Other teachers fear that the new policy could deter educators from teaching at schools where a significant number of students perform poorly, said Danielle Fus, a Whitman representative to the teacher union.

Yet others, like Marcus Winters, a professor of education at the University of Colorado and a widely regarded authority on teacher evaluation, think this controversy is unfounded.
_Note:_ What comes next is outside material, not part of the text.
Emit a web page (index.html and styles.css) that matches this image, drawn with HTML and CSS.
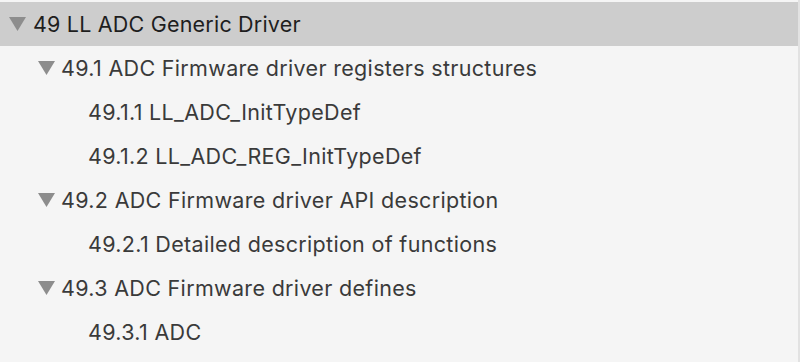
FILE: index.html
```html
<!DOCTYPE html>
<html lang="en">
<head>
    <meta charset="UTF-8">
    <title>Outline</title>
    <link rel="stylesheet" href="styles.css">
</head>
<body>
    <div class="outline">
        <ul class="tree">
            <li>
                <div class="row lvl1 selected">
                    <svg class="tri" width="17" height="14" viewBox="0 0 17 14"><polygon points="0,0 17,0 8.5,14"/></svg>
                    <span class="label">49 LL ADC Generic Driver</span>
                </div>
                <ul class="tree">
                    <li>
                        <div class="row lvl2">
                            <svg class="tri" width="17" height="14" viewBox="0 0 17 14"><polygon points="0,0 17,0 8.5,14"/></svg>
                            <span class="label">49.1 ADC Firmware driver registers structures</span>
                        </div>
                        <ul class="tree">
                            <li><div class="row lvl3"><span class="label">49.1.1 LL_ADC_InitTypeDef</span></div></li>
                            <li><div class="row lvl3"><span class="label">49.1.2 LL_ADC_REG_InitTypeDef</span></div></li>
                        </ul>
                    </li>
                    <li>
                        <div class="row lvl2">
                            <svg class="tri" width="17" height="14" viewBox="0 0 17 14"><polygon points="0,0 17,0 8.5,14"/></svg>
                            <span class="label">49.2 ADC Firmware driver API description</span>
                        </div>
                        <ul class="tree">
                            <li><div class="row lvl3"><span class="label">49.2.1 Detailed description of functions</span></div></li>
                        </ul>
                    </li>
                    <li>
                        <div class="row lvl2">
                            <svg class="tri" width="17" height="14" viewBox="0 0 17 14"><polygon points="0,0 17,0 8.5,14"/></svg>
                            <span class="label">49.3 ADC Firmware driver defines</span>
                        </div>
                        <ul class="tree">
                            <li><div class="row lvl3"><span class="label">49.3.1 ADC</span></div></li>
                        </ul>
                    </li>
                </ul>
            </li>
        </ul>
    </div>
</body>
</html>
```
FILE: styles.css
```css
body{
    margin: 0;
    background-color: #f5f5f5;
    font-family: Inter, "Noto Sans", sans-serif;
}
.outline{
    height: 362px;
    padding-top: 2px;
    box-sizing: border-box;
    border-right: 2px solid #e2e2e2;
    overflow: hidden;
}
.tree{
    list-style: none;
    margin: 0;
    padding: 0;
}
.row{
    display: flex;
    align-items: center;
    height: 44px;
    font-size: 21.5px;
    letter-spacing: 0.32px;
    color: #3a3a3a;
    white-space: nowrap;
}
.selected{
    background-color: #cdcdcd;
    color: #1e1e1e;
    letter-spacing: 0.2px;
}
.tri{
    fill: #8d8d8d;
    flex: none;
    margin-right: 7px;
}
.lvl1{
    padding-left: 9px;
}
.lvl2{
    padding-left: 38px;
}
.lvl2 .tri{
    margin-right: 6px;
}
.lvl3{
    padding-left: 88px;
}
```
School systems use test scores in teacher evaluations very carefully to eliminate concerns about the difficulty of raising test scores among students with low grades by accounting for overall improvement, he said.

“When these models are done, the entire idea is to measure the teacher’s contribution to student test scores,” Winters said in a phone interview. “We account for the prior achievement the student brings into the class.”

Regardless, the shift towards considering test scores as a part of teacher evaluations will hurt students’ experience in the classroom, Fus said.

“Teachers that know that they are going to be assessed by how students score will focus more on how that student will perform on tests,” she said. “It would be a hindrance to big-picture thinking and critical thinking if we have to spend more time preparing for a multiple choice exam instead of having a discussion about a piece of literature or doing a group project.”

Although Winters acknowledges these concerns, he argues that test scores play a valuable role in teacher evaluation when combined with other measures of effectiveness. Research indicates that test scores can help schools identify poor teachers, he noted.

If MCPS is careful about how it considers test scores in the teacher evaluation process, the information can supplement class observation effectively, Goodwin said.

“It’s not a bad idea to use some data to support whether a teacher is doing a good or bad job,” he said. “You just have to be careful that it’s not too draconian.”